Günahın kalbime işleyip, onu karartıp, iman nurunu oradan çıkarıncaya kadar katılaştırmaması için; “Kusurunu görmemek, o kusurdan daha büyük bir kusurdur. Ve kusurunu itiraf etmemek, büyük bir noksanlıktır. Ve kusurunu görse, o kusur kusurluktan çıkar. İtiraf etse, affa müstehak olur.”1 hakikatine yapışmam gerektiğini, pişmanlık duygusunun nimet olduğunu anlıyorum. Çünkü kusurunu anlamayanın pişmanlığı olmaz, pişman olmayanın tevbesi de kabul olmaz…
Unutmak istediğimiz ama zihnimizin önümüze sunduğu, hafif hafif yükselen güzelim güneşe dahi mahcubiyet duyduran, içimize taşıp, üstüne basıp kaçtığımız pişmanlıklarımızı günümüz gaflet halleri bir nevi iptal-i his ile unutturmaya çalışıyor. Ama bir düşünsek pişmanlık ne kadar kibri kıran, acizliği parlatan, şefkat eline ihtiyaç duyduran, kusurdan, naksdan, fakrdan, aczden yoğrulduğunu fark ettiren, eneyi yırtıp hüveyi göstermeye vesile olan bir his.
Üstad Hazretleri Risale-i Nur’da: “Şeytanın mühim bir desisesi, insana kusurunu itiraf ettirmemektir, ta ki istiğfar ve istiaze yolunu kapasın. Hem, nefs-i insaniyenin enaniyetini tahrik edip, ta ki nefis kendini avukat gibi müdafaa etsin, âdeta taksirattan takdis etsin.” Devamında ise “Evet, şeytanı dinleyen bir nefis kusurunu görmek istemez. Görse de yüz tevil ile tevil ettirir.” diyor. 2
Nefsin avukat kesilidiği, kendine hata payı vermediği o anlarımızda pişmanlık hissi, nefsi tüm tevillerden uzaklaştırp Hz. Yunus (as) gibi “Ben gerçekten nefsine zulmedenlerden oldum.”3 dedirtiyor.

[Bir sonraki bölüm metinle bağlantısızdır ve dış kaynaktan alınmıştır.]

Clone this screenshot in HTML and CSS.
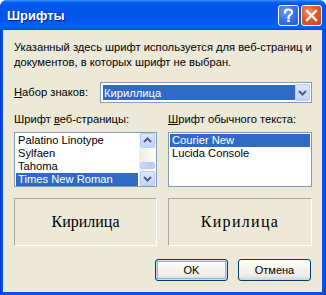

Keşkelerimiz, “Pişman olduğun ânın Rabbi sen değilsin, nokta-i istinat olarak nefsini değil de umum kâinatı kabza-i tasarrufunda tutan bir Zat yap ki merhamete layık olasın.” diyerek kaçtığımız o hisse tutunup aczimize, fakrımıza, kusurumuza sermaye yapıyor.
Cenab-ı Hak hepimize, peygamber-i âlîşan olan Hazret-i Yusuf Aleyhisselâm gibi, “Ben nefsimi temize çıkarmam. Çünkü nefis daima kötülüğe sevk eder.”4 diyerek, nefse itimattan muhafaza eylesin. Amin.